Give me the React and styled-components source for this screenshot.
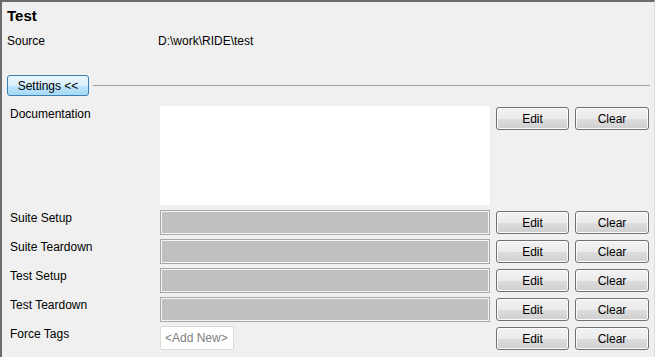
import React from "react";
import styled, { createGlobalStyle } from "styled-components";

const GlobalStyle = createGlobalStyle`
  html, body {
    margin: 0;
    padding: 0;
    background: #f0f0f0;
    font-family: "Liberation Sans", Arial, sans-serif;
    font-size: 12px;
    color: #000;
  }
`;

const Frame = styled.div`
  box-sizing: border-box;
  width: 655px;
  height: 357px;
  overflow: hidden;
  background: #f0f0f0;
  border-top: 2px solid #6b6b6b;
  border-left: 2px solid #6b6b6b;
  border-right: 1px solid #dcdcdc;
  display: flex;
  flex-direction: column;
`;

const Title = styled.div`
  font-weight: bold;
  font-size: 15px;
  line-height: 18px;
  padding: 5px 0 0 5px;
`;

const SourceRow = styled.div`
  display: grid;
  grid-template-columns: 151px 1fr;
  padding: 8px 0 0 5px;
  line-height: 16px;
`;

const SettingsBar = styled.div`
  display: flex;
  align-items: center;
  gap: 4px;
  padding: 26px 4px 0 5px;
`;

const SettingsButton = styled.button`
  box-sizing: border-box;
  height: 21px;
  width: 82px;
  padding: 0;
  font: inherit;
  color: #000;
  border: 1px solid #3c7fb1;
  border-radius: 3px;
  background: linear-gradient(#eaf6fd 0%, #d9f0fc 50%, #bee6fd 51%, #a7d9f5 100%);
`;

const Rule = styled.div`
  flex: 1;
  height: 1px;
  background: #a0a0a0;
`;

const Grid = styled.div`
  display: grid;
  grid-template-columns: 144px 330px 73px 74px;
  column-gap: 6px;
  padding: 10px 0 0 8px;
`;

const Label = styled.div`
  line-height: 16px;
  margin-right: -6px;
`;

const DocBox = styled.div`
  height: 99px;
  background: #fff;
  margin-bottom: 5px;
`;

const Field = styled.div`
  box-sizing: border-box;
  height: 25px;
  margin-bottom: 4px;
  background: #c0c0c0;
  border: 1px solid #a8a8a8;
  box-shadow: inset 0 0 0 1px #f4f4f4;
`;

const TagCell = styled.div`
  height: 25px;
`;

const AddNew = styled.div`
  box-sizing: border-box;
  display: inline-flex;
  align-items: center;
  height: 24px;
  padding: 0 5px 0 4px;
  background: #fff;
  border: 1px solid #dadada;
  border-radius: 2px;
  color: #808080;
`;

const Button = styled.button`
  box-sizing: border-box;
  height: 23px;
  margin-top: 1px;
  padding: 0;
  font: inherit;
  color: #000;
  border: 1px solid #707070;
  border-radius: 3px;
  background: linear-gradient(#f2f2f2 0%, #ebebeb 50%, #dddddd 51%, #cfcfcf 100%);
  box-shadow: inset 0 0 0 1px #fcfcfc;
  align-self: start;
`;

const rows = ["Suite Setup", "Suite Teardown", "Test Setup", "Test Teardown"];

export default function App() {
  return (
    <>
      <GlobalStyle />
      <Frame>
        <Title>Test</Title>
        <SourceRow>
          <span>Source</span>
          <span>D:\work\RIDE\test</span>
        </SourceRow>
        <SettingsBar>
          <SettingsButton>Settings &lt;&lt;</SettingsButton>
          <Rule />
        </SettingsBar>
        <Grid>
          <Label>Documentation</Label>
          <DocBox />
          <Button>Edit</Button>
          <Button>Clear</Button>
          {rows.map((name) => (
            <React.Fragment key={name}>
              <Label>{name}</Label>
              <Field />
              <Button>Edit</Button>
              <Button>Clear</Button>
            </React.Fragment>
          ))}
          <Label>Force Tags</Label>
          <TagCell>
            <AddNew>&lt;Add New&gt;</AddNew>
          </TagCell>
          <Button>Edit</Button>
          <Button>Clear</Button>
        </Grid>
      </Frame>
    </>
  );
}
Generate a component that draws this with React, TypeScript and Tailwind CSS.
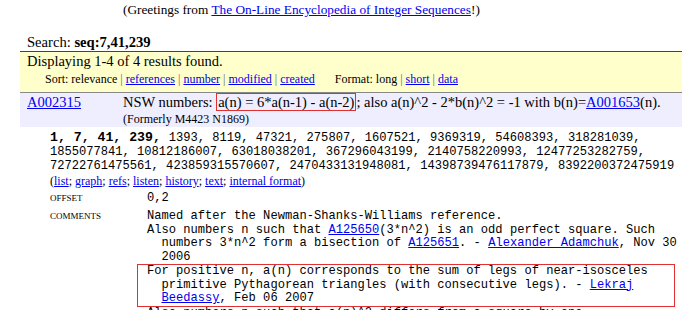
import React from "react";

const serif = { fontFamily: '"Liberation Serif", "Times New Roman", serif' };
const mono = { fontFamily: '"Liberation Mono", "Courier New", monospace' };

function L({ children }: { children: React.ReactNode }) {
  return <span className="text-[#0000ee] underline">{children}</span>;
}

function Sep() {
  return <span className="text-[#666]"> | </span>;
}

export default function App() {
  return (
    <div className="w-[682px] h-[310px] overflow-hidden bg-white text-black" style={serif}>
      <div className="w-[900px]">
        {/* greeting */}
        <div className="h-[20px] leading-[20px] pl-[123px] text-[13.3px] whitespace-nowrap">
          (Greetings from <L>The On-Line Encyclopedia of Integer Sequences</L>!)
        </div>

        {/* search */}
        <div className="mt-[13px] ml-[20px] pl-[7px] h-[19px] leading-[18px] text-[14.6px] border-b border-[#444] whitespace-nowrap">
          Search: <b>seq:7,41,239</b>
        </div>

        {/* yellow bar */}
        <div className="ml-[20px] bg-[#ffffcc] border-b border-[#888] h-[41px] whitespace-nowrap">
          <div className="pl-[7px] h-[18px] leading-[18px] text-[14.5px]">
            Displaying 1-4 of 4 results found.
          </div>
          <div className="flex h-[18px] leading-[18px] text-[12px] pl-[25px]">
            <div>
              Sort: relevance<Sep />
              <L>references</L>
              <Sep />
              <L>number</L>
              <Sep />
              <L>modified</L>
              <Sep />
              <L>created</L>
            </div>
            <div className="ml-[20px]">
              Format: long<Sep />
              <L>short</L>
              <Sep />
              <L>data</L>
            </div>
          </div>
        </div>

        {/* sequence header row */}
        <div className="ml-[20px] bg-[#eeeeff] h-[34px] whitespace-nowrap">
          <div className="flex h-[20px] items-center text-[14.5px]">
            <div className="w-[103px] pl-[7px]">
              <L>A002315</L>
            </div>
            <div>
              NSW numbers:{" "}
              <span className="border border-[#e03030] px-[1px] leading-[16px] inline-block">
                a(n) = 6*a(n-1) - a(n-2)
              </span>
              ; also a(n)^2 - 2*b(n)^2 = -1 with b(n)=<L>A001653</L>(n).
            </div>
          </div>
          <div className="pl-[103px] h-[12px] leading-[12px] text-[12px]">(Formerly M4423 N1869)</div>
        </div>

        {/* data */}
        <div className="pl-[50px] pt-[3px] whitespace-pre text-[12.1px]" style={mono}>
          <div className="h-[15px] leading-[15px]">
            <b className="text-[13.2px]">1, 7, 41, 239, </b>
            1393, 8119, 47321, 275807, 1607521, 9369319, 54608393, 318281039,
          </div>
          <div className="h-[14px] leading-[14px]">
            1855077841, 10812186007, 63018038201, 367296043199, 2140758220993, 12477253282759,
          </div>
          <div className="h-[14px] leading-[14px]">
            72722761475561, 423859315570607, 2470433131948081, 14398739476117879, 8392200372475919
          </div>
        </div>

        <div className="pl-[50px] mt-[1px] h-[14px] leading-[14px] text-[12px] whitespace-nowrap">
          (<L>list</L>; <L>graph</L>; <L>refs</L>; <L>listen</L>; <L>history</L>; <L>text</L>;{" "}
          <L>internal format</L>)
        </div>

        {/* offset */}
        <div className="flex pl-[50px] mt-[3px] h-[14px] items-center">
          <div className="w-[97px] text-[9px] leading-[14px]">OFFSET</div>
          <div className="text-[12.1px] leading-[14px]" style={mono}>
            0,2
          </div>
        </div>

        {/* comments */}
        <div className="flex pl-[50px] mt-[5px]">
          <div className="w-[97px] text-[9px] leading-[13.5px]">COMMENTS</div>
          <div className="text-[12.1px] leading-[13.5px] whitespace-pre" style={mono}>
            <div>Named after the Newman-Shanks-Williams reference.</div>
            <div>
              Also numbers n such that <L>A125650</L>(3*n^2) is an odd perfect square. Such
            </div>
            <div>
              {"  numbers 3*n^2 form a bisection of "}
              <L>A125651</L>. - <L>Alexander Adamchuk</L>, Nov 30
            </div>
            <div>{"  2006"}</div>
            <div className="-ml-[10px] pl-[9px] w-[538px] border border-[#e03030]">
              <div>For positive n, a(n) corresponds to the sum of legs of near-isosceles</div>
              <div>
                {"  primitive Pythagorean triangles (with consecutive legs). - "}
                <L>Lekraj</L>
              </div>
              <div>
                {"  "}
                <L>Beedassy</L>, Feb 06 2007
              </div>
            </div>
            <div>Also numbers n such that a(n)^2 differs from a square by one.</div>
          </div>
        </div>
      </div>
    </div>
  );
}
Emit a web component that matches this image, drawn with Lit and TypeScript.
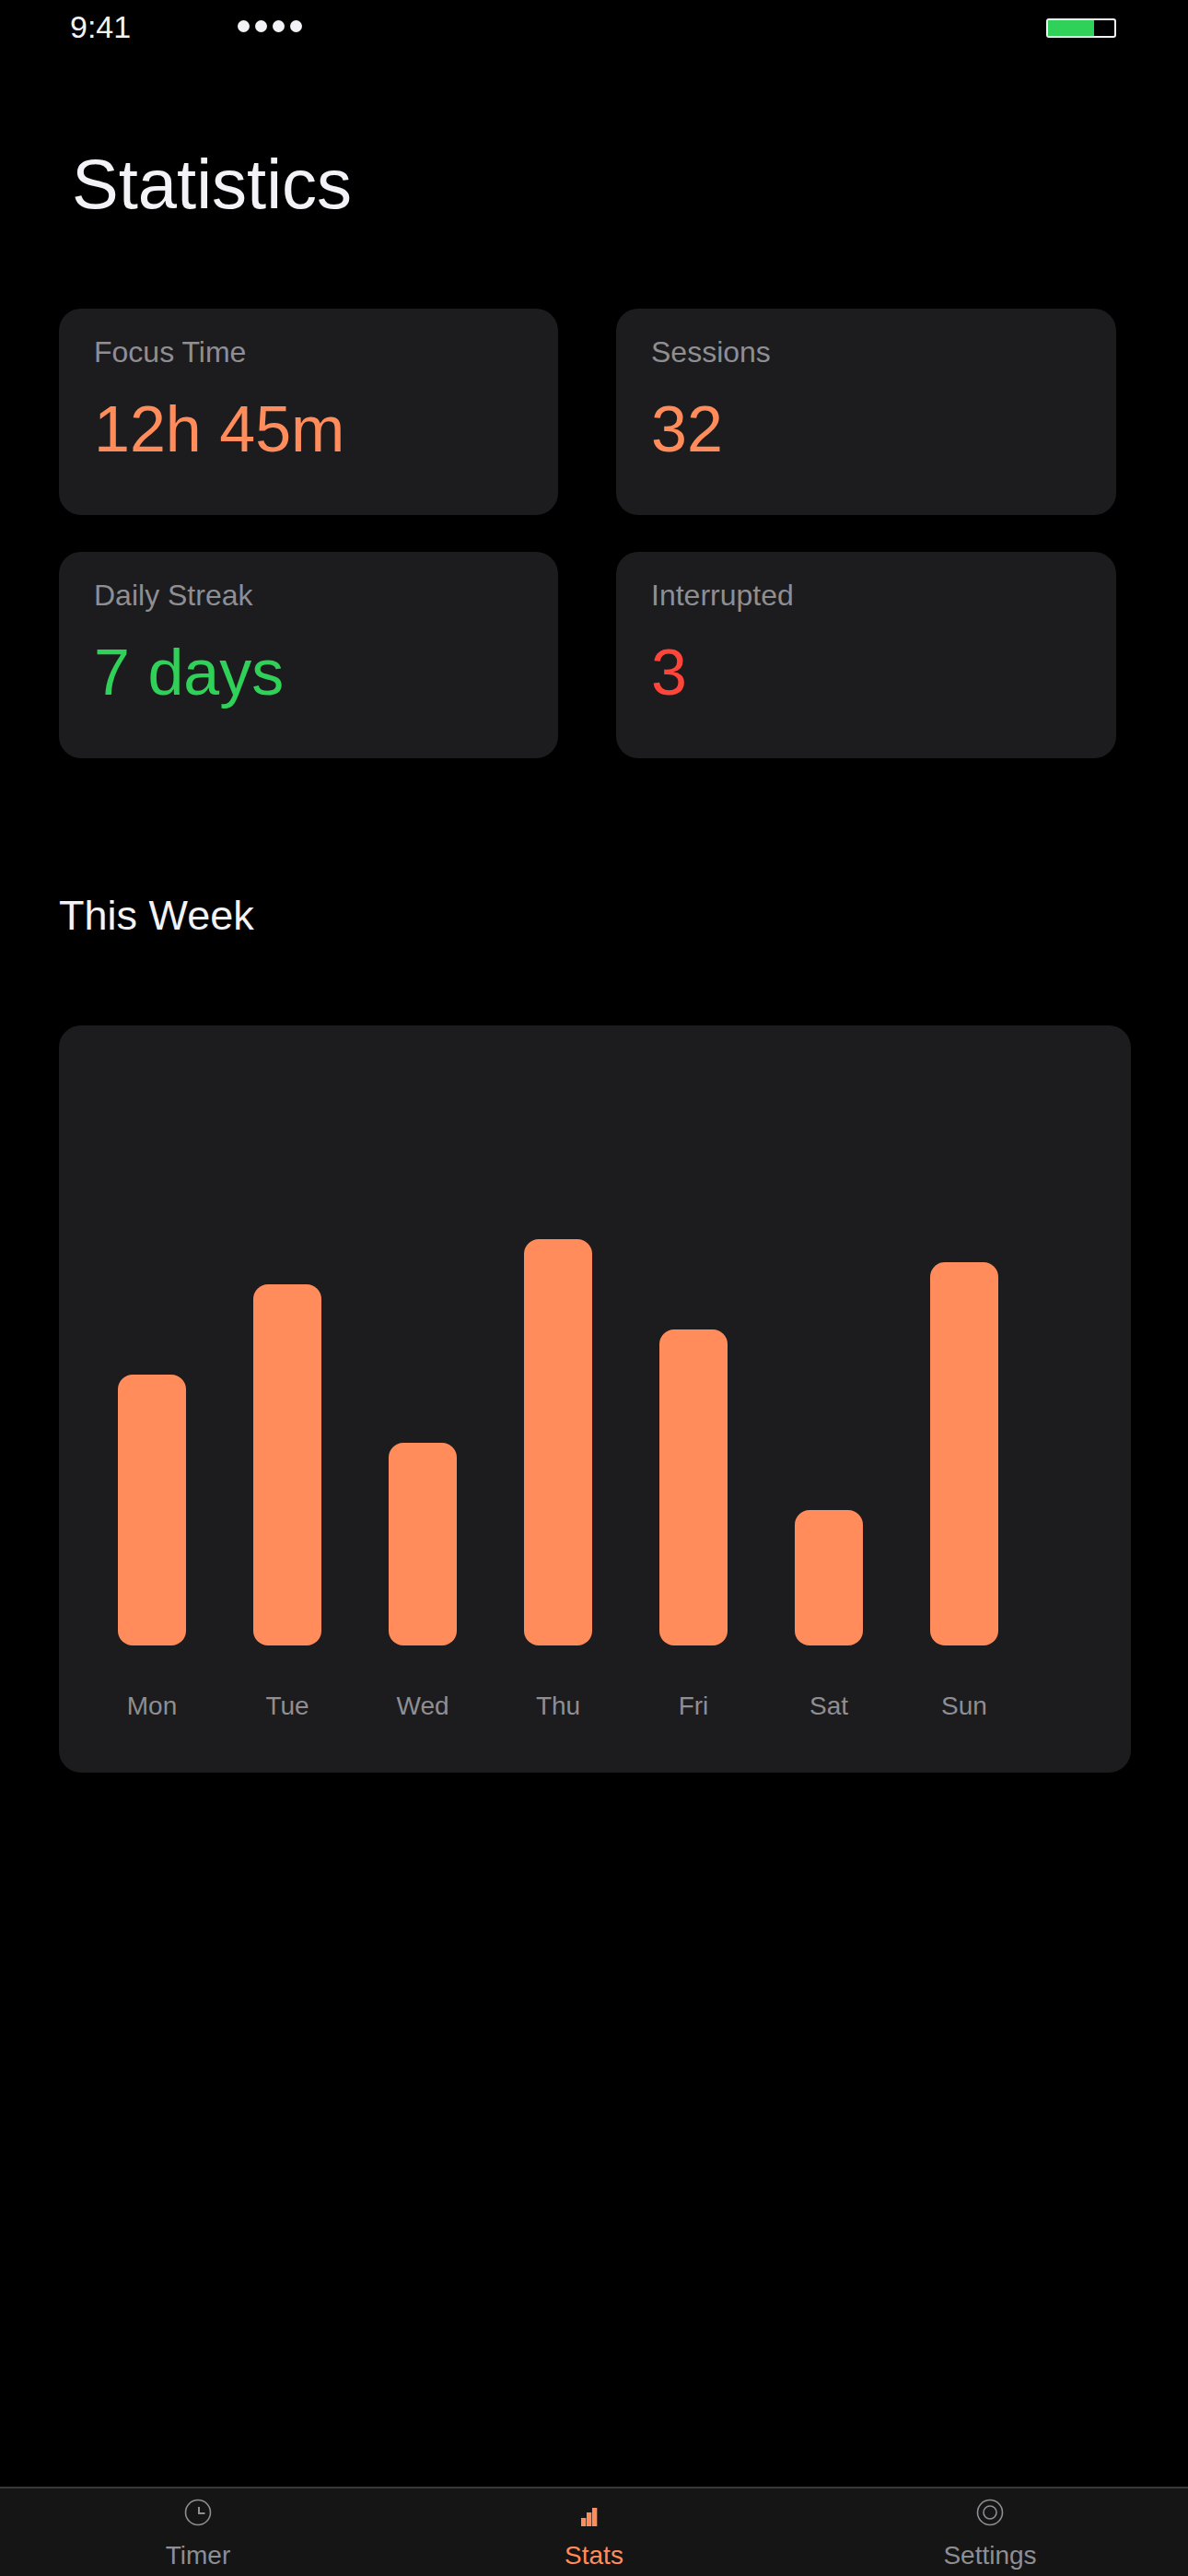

++++++++

## Challenge
Show each line of the listing that holds the string "React".

## The response
Give me the React and styled-components source for this screenshot.
import React from "react";
            <React.Fragment key={name}>
            </React.Fragment>
Generate a component that draws this with React, TypeScript and Tailwind CSS.
import React from "react";
function L({ children }: { children: React.ReactNode }) {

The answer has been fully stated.